Both the EU and UK are committed to reducing net greenhouse gas emissions to zero by 2050.  But the gas system can still play an important role:

  • First, by shifting from natural gas to renewable and low-carbon gases, especially in “hard-to-abate” sectors such as industry and (particularly heavy duty) transport.
  • Second, by coupling the existing gas transportation, distribution and storage systems to the electricity system using Power-to-Gas technologies to absorb surplus electricity generated from RES-E and as a means of seasonal storage and transportation of renewable and low-carbon energy.

The spotlight is on hydrogen

The future will see a mix of different renewable and low-carbon gases being used.  Biomethane is already being injected into the gas grid and its use will increase.  

Hydrogen has captured attention in recent years.  Clean hydrogen production has the potential to be more easily scaled up than biomethane. It might be used across a range of applications. But a more widespread use of hydrogen would require repurposing of existing gas infrastructure or potentially new dedicated hydrogen infrastructure.  Alternatively, hydrogen might be blended with methane in existing natural gas pipelines. 

Policymakers are already considering how to overcome the infrastructure challenge

Policymakers across Europe are considering two sets of (interlinked) issues in relation to the regulation of hydrogen infrastructure. Broadly these are:

  • Hydrogen infrastructure regulation: ensuring the right pipelines are delivered, in the right places, cost-effectively.
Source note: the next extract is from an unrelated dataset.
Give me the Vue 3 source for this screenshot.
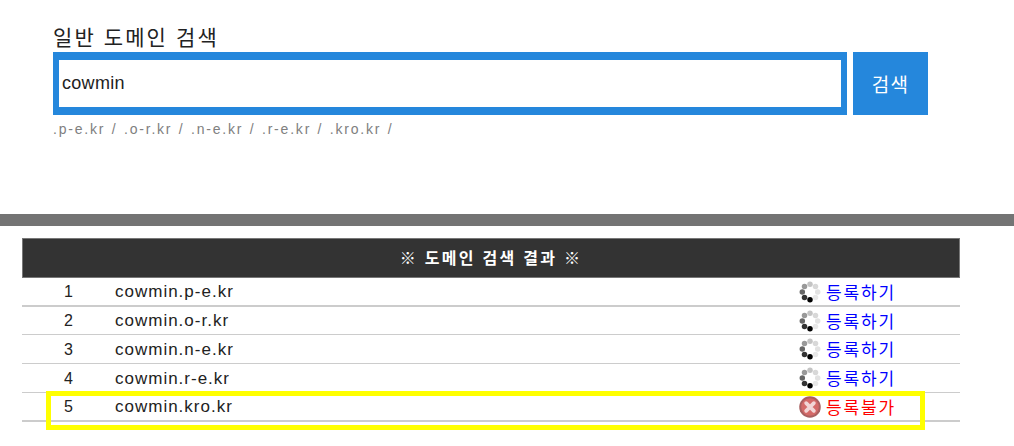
<script setup>
const suffixes = ['.p-e.kr', '.o-r.kr', '.n-e.kr', '.r-e.kr', '.kro.kr']
const rows = [
  { no: 1, domain: 'cowmin.p-e.kr', ok: true },
  { no: 2, domain: 'cowmin.o-r.kr', ok: true },
  { no: 3, domain: 'cowmin.n-e.kr', ok: true },
  { no: 4, domain: 'cowmin.r-e.kr', ok: true },
  { no: 5, domain: 'cowmin.kro.kr', ok: false },
]
const dots = [
  { x: 8, y: 13.6, r: 2, c: '#000' },
  { x: 4, y: 12, r: 2, c: '#333' },
  { x: 2.4, y: 8, r: 2, c: '#666' },
  { x: 4, y: 4, r: 2, c: '#999' },
  { x: 8, y: 2.4, r: 2, c: '#c4c4c4' },
  { x: 12, y: 4, r: 2, c: '#d8d8d8' },
  { x: 13.6, y: 8, r: 2, c: '#e2e2e2' },
  { x: 12, y: 12, r: 2, c: '#e8e8e8' },
]
</script>

<template>
  <div class="page">
    <section class="search">
      <h2 class="title">일반 도메인 검색</h2>
      <div class="search-row">
        <input class="search-input" value="cowmin" readonly />
        <button class="search-btn">검색</button>
      </div>
      <p class="hint">
        <span v-for="s in suffixes" :key="s">{{ s }} / </span>
      </p>
    </section>
    <div class="divider"></div>
    <section class="result">
      <div class="result-head">※ 도메인 검색 결과 ※</div>
      <div v-for="r in rows" :key="r.no" class="row" :class="'row-' + r.no">
        <span class="num">{{ r.no }}</span>
        <span class="domain">{{ r.domain }}</span>
        <span class="state">
          <svg v-if="r.ok" class="icon" viewBox="0 0 16 16">
            <circle v-for="(d, i) in dots" :key="i" :cx="d.x" :cy="d.y" :r="d.r" :fill="d.c" />
          </svg>
          <svg v-else class="icon" viewBox="0 0 20 20">
            <circle cx="10" cy="10" r="9.8" fill="#a86060" />
            <circle cx="10" cy="10" r="8" fill="#d46a68" />
            <path d="M6.5 6.5l7 7M13.5 6.5l-7 7" stroke="#f2d6d6" stroke-width="3.4" stroke-linecap="round" />
          </svg>
          <a class="link" :class="{ blocked: !r.ok }">{{ r.ok ? '등록하기' : '등록불가' }}</a>
        </span>
      </div>
      <div class="highlight"></div>
    </section>
  </div>
</template>

<style scoped>
.page {
  width: 1014px;
  height: 446px;
  overflow: hidden;
  background: #fff;
  font-family: "Liberation Sans", "Noto Sans CJK KR", sans-serif;
}
.search {
  height: 214px;
  padding: 22px 0 0 53px;
  box-sizing: border-box;
}
.title {
  margin: 0;
  height: 30px;
  line-height: 31px;
  font-size: 21px;
  font-weight: normal;
  color: #222;
  letter-spacing: 2.1px;
}
.search-row {
  display: flex;
  gap: 6px;
}
.search-input {
  width: 794px;
  height: 63px;
  box-sizing: border-box;
  border: solid #2587dc;
  border-width: 8px 6px;
  padding: 0 3px;
  font-family: inherit;
  font-size: 18px;
  letter-spacing: 0.3px;
  color: #222;
  outline: none;
}
.search-btn {
  width: 75px;
  height: 63px;
  border: 0;
  padding: 0;
  background: #2587dc;
  color: #fff;
  font-family: inherit;
  font-size: 19px;
  letter-spacing: 1.2px;
}
.hint {
  margin: 5px 0 0;
  font-size: 14px;
  line-height: 18px;
  color: #808080;
  letter-spacing: 1.8px;
  word-spacing: 0.8px;
  white-space: pre-wrap;
}
.divider {
  height: 12px;
  background: #747474;
}
.result {
  position: relative;
  width: 938px;
  margin: 12px 0 0 22px;
}
.result-head {
  height: 40px;
  box-sizing: border-box;
  border: 1px solid #777;
  background: #333;
  color: #fff;
  font-size: 16px;
  font-weight: bold;
  line-height: 39px;
  text-align: center;
  letter-spacing: 2.3px;
}
.row {
  display: flex;
  align-items: center;
  height: 29px;
  box-sizing: border-box;
  border-bottom: 1px solid #ccc;
  font-size: 16px;
  color: #222;
}
.row-1,
.row-5 {
  border-bottom-width: 2px;
}
.row-2 {
  height: 28px;
}
.num {
  width: 93px;
  padding-top: 1px;
  text-align: center;
}
.domain {
  width: 684px;
  padding-top: 1px;
  font-size: 17px;
  letter-spacing: 1px;
}
.state {
  display: flex;
  align-items: center;
  gap: 5px;
}
.icon {
  width: 22px;
  height: 22px;
  flex: none;
}
.link {
  margin-bottom: 1px;
  font-size: 17px;
  color: #0000ff;
  letter-spacing: 1.9px;
}
.link.blocked {
  color: #ff0000;
}
.highlight {
  position: absolute;
  left: 24px;
  top: 153px;
  width: 879px;
  height: 39px;
  box-sizing: border-box;
  border: 5px solid #ffff00;
}
</style>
A key question regarding dedicated hydrogen infrastructure is how to finance the up-front investment costs of building or re-purposing new networks. 
  • The commercial framework for hydrogen: making efficient use of existing infrastructure and ensuring the balance between supply and demand (both at an overall level in the gas system, and in particular parts of the network). While the commercial framework for dedicated hydrogen infrastructure could operate along similar lines to that in place today for natural gas, that for blended networks will involve more complex design. 
 

AGENDA:

Resolving these questions requires a shared understanding of how the European system might evolve

While infrastructure needs are driven by the location of supply relative to demand, infrastructure availability can itself influence where production and consumption takes place.  This creates a path dependency: decisions made in the next few years regarding gas infrastructure will have a bearing on the eventual cost-effectiveness of the energy transition.  
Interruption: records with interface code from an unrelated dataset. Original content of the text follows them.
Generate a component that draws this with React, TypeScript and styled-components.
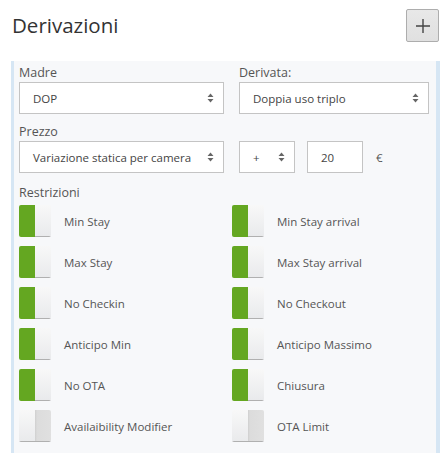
import React from 'react';
import styled, {createGlobalStyle} from 'styled-components';

const GlobalStyle = createGlobalStyle`
  body {
    margin: 0;
    background: #fff;
    font-family: "Open Sans", "Liberation Sans", sans-serif;
    color: #333;
  }
`

const Page = styled.div`
  width: 445px;
  height: 453px;
  overflow: hidden;
  box-sizing: border-box;
  padding: 9px 5px 0 11px;
`

const Header = styled.div`
  display: flex;
  justify-content: space-between;
  align-items: flex-start;
  height: 52px;
`

const Title = styled.h2`
  margin: 2px 0 0 1px;
  font-size: 20.5px;
  font-weight: normal;
  color: #333;
`

const AddButton = styled.button`
  width: 33px;
  height: 33px;
  padding: 0;
  margin-right: 1px;
  display: flex;
  align-items: center;
  justify-content: center;
  background: linear-gradient(#e8e8e8, #e0e0e0);
  border: 1px solid #adadad;
  border-radius: 2px;
  color: #333;
`

const Panel = styled.div`
  background: #f7f8fa;
  border-left: 3px solid #d6e6f4;
  border-right: 4px solid #d6e6f4;
  padding: 4px 7px 20px 5px;
  width: 429px;
  box-sizing: border-box;
`

const Row = styled.div<{$gapBelow: number}>`
  display: flex;
  gap: 15px;
  margin-bottom: ${p => p.$gapBelow}px;
`

const Field = styled.div<{$w: number}>`
  width: ${p => p.$w}px;
  display: flex;
  flex-direction: column;
`

const Label = styled.div`
  font-size: 12.5px;
  color: #555;
  height: 16px;
  line-height: 16px;
  margin-bottom: 1px;
`

const Box = styled.div<{$w?: number}>`
  box-sizing: border-box;
  height: 32px;
  width: ${p => (p.$w ? `${p.$w}px` : '100%')};
  background: #fff;
  border: 1px solid #c4c4c4;
  display: flex;
  align-items: center;
  justify-content: space-between;
  padding: 0 9px 0 13px;
  font-size: 11.5px;
  color: #444;
`

const Inline = styled.div`
  display: flex;
  align-items: center;
  gap: 12px;
`

const Euro = styled.span`
  font-size: 11.5px;
  color: #555;
  margin-left: 1px;
`

const Grid = styled.div`
  display: grid;
  grid-template-columns: 213px 1fr;
  row-gap: 9px;
  margin-top: 4px;
`

const Item = styled.div`
  display: flex;
  align-items: center;
  gap: 13px;
  font-size: 11.5px;
  color: #555;
`

const Switch = styled.div`
  width: 32px;
  height: 32px;
  display: flex;
  border-radius: 2px;
  overflow: hidden;
  flex-shrink: 0;
`

const Half = styled.div<{$kind: 'green' | 'light' | 'grey'}>`
  width: 16px;
  height: 100%;
  box-sizing: border-box;
  background: ${p =>
    p.$kind === 'green'
      ? '#64a721'
      : p.$kind === 'grey'
      ? 'linear-gradient(90deg, #cfcfcf 0, #dcdcdc 2px, #e0e0e0)'
      : 'linear-gradient(#f8f8f8, #e9eaec)'};
  border-bottom: ${p => (p.$kind === 'green' ? 'none' : '1px solid #b0b0b0')};
`

const Arrows = () => (
  <svg width="7" height="10" viewBox="0 0 7 10">
    <path d="M3.5 0.5 L6.5 4 L0.5 4 Z M3.5 9.5 L6.5 6 L0.5 6 Z" fill="#666" />
  </svg>
)

const Toggle: React.FC<{on: boolean}> = ({on}) => (
  <Switch>
    {on ? (
      <>
        <Half $kind="green" />
        <Half $kind="light" />
      </>
    ) : (
      <>
        <Half $kind="light" />
        <Half $kind="grey" />
      </>
    )}
  </Switch>
)

const restrictions: [string, boolean][] = [
  ['Min Stay', true],
  ['Min Stay arrival', true],
  ['Max Stay', true],
  ['Max Stay arrival', true],
  ['No Checkin', true],
  ['No Checkout', true],
  ['Anticipo Min', true],
  ['Anticipo Massimo', true],
  ['No OTA', true],
  ['Chiusura', true],
  ['Availaibility Modifier', false],
  ['OTA Limit', false],
]

const App: React.FC = () => {
  return (
    <Page>
      <GlobalStyle />
      <Header>
        <Title>Derivazioni</Title>
        <AddButton>
          <svg width="16" height="16" viewBox="0 0 16 16">
            <path d="M8 1 V15 M1 8 H15" stroke="#444" strokeWidth="1.4" />
          </svg>
        </AddButton>
      </Header>
      <Panel>
        <Row $gapBelow={10}>
          <Field $w={205}>
            <Label>Madre</Label>
            <Box>DOP<Arrows /></Box>
          </Field>
          <Field $w={190}>
            <Label>Derivata:</Label>
            <Box>Doppia uso triplo<Arrows /></Box>
          </Field>
        </Row>
        <Row $gapBelow={12}>
          <Field $w={205}>
            <Label>Prezzo</Label>
            <Box>Variazione statica per camera<Arrows /></Box>
          </Field>
          <Field $w={190}>
            <Label />
            <Inline>
              <Box $w={56}>+<Arrows /></Box>
              <Box $w={56}>20</Box>
              <Euro>€</Euro>
            </Inline>
          </Field>
        </Row>
        <Label>Restrizioni</Label>
        <Grid>
          {restrictions.map(([name, on]) => (
            <Item key={name}>
              <Toggle on={on} />
              {name}
            </Item>
          ))}
        </Grid>
      </Panel>
    </Page>
  )
}

export default App;
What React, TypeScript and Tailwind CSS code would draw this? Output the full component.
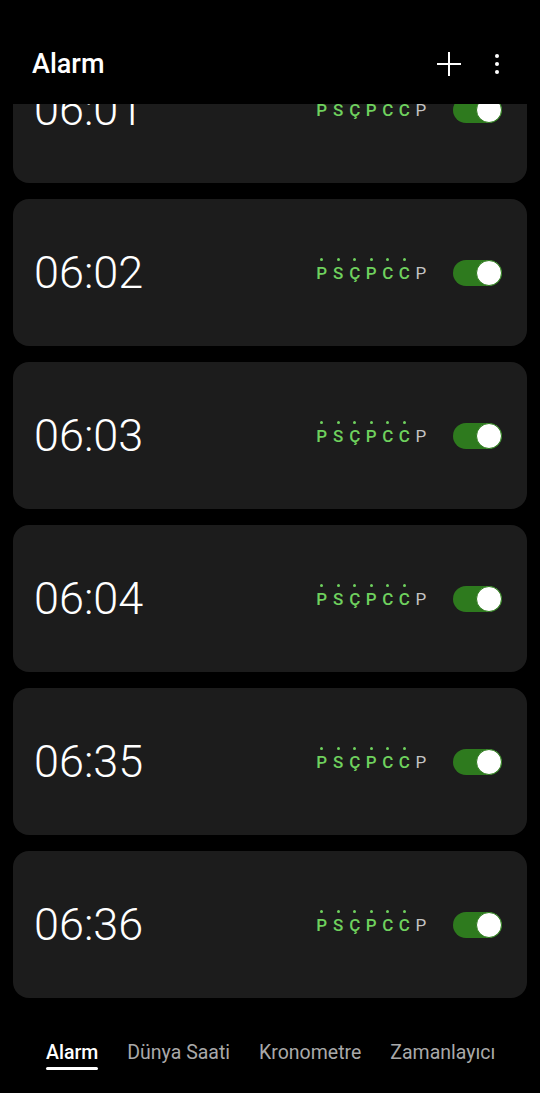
import React from "react";

const alarms = ["06:01", "06:02", "06:03", "06:04", "06:35", "06:36"];
const days = ["P", "S", "Ç", "P", "C", "C", "P"];

function Toggle() {
  return (
    <div className="relative h-[26px] w-[49px] rounded-full bg-[#2e7a1e]">
      <div className="absolute right-0 top-0 h-[26px] w-[26px] rounded-full border-[1.5px] border-[#2e7a1e] bg-white" />
    </div>
  );
}

function Days() {
  return (
    <div className="flex items-end">
      {days.map((d, i) => (
        <div key={i} className="flex w-[16.5px] flex-col items-center">
          <span className={`h-[3px] w-[3px] rounded-full ${i < 6 ? "bg-[#6fd15e]" : "bg-transparent"}`} />
          <span
            className={`mt-[2px] text-[17px] leading-[20px] ${i < 6 ? "font-medium text-[#6fd15e]" : "text-[#c4c4c4]"}`}
          >
            {d}
          </span>
        </div>
      ))}
    </div>
  );
}

function AlarmCard({ time }: { time: string }) {
  return (
    <div className="flex h-[147px] items-center rounded-[16px] bg-[#1c1c1c] pl-[21px] pr-[25px]">
      <span className="text-[45px] font-light leading-none text-white">{time}</span>
      <div className="ml-auto flex items-center gap-[24px]">
        <div className="-mt-[4px]">
          <Days />
        </div>
        <Toggle />
      </div>
    </div>
  );
}

export default function App() {
  return (
    <div
      className="flex h-[1093px] w-[540px] flex-col overflow-hidden bg-black text-white"
      style={{ fontFamily: "Roboto, 'Noto Sans', sans-serif" }}
    >
      <header className="relative z-10 flex h-[104px] shrink-0 items-center bg-black pl-[32px] pr-[41px] pt-[24px]">
        <h1 className="text-[27px] font-medium leading-none">Alarm</h1>
        <div className="ml-auto flex items-center gap-[33px]">
          <svg width="26" height="26" viewBox="0 0 26 26" className="text-white">
            <path d="M13 1v24M1 13h24" stroke="currentColor" strokeWidth="2" />
          </svg>
          <div className="flex flex-col items-center gap-[4px]">
            <span className="h-[4px] w-[4px] rounded-full bg-white" />
            <span className="h-[4px] w-[4px] rounded-full bg-white" />
            <span className="h-[4px] w-[4px] rounded-full bg-white" />
          </div>
        </div>
      </header>

      <main className="h-[906px] shrink-0 overflow-hidden px-[13px]">
        <div className="-mt-[68px] flex flex-col gap-[16px]">
          {alarms.map((t) => (
            <AlarmCard key={t} time={t} />
          ))}
        </div>
      </main>

      <nav className="flex flex-1 items-start gap-[29px] pl-[46px] pt-[32px] text-[19.5px] text-[#a9a9a9]">
        <div className="flex flex-col">
          <span className="font-medium leading-[22px] text-white">Alarm</span>
          <span className="mt-[3px] h-[3px] rounded-full bg-white" />
        </div>
        <span className="leading-[22px]">Dünya Saati</span>
        <span className="leading-[22px]">Kronometre</span>
        <span className="leading-[22px]">Zamanlayıcı</span>
      </nav>
    </div>
  );
}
But making the ‘right’ decisions on infrastructure is not simple.  The panel will discuss:

  • What type of infrastructure will be required (dedicated or blended)? Many customers might be able to cope with hydrogen blends.  But some (industrials which are the large consumers and those with the largest GHG emission reduction potentials in particular) may be more sensitive to the level of hydrogen blends as well as to changes in the hydrogen blend over time.  Technological progress, such as e.g. cheap(er) de-blending, might become an additional game-changer over time. System planners need to consider where it might be best to put in place dedicated hydrogen infrastructure and where hydrogen production can be integrated into the methane system.   
  • What happens to the gas market if different countries take wildly differing approaches to hydrogen blending? The European gas system is highly interconnected.  What if decisions on choices between dedicated hydrogen infrastructure and methane infrastructure are not coordinated? 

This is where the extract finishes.